La poussée produite par les moteurs n'est cependant pas très forte ce qui rend le système difficile à imaginer sur des plus gros avions. En effet celui du MIT ne pèse que que 2,45 kg pour 5 mètres d'envergure et souffre déjà de son propre poids même si ce dernier est compensé par la portance de l'air. Ce genre d'engin présente cependant des avantages très intéressants. En effet cet avion ne pollue pas puisqu'il n’émet pas de particules. De plus il ne présente aucune partie mobile ce qui rend le tout très stable (voir test ci dessus). Enfin il ne fait aucun bruit, il est 100% silencieux.
Ci contre le premier avion à propulsion ionique créé par le MIT. Ce dernier fonctionne en effet grâce à un système similaire aux moteurs ioniques spatiaux mais bien moins complexe. Il tire sa poussée d'une batterie ultra légère capable de délivrer une tension très élevée (40 kV) pour alimenter les électrodes situées sous les ailes. En résulte une différence de potentiel électrique entre la cathode et l'anode (voir schéma ci-dessous), qui va ioniser l'air alentour... Cela entraîne un déplacement aérien des ions chargés positivement de l'anode vers la cathode, c'est un vent ionique.

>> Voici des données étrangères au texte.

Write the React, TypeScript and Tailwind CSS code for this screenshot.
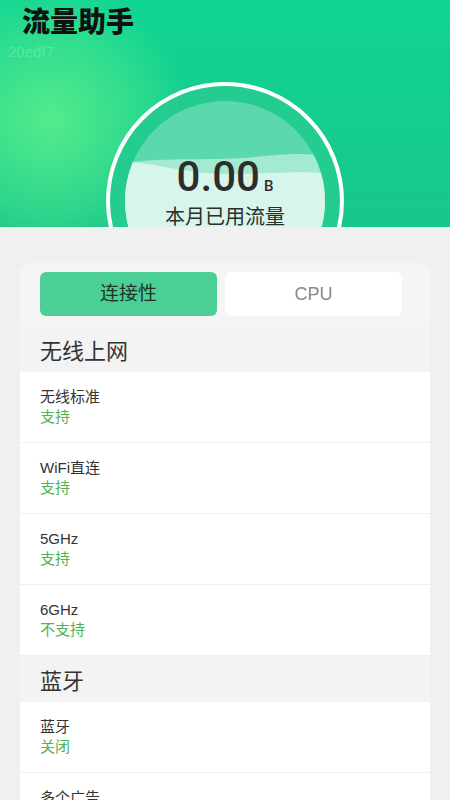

Aujourd'hui, les propulseurs ioniques sont parmi les moteurs les plus efficaces jamais créés et leur utilisation ne peut que se démocratiser. Cependant, comme nous venons de le voir ils souffrent d'un grand manque de puissance et sont alors très vite sensibles à tous types de frottements. Ce sont ces frottements qui freinent le développement des moteurs ioniques à l'échelle quotidienne.
Il nous faudrait donc découvrir de nouvelles technologies afin de nous affranchir de ces derniers... à moins que cela ne soit déjà fait avec l'Hyperloop ou la supraconductivité.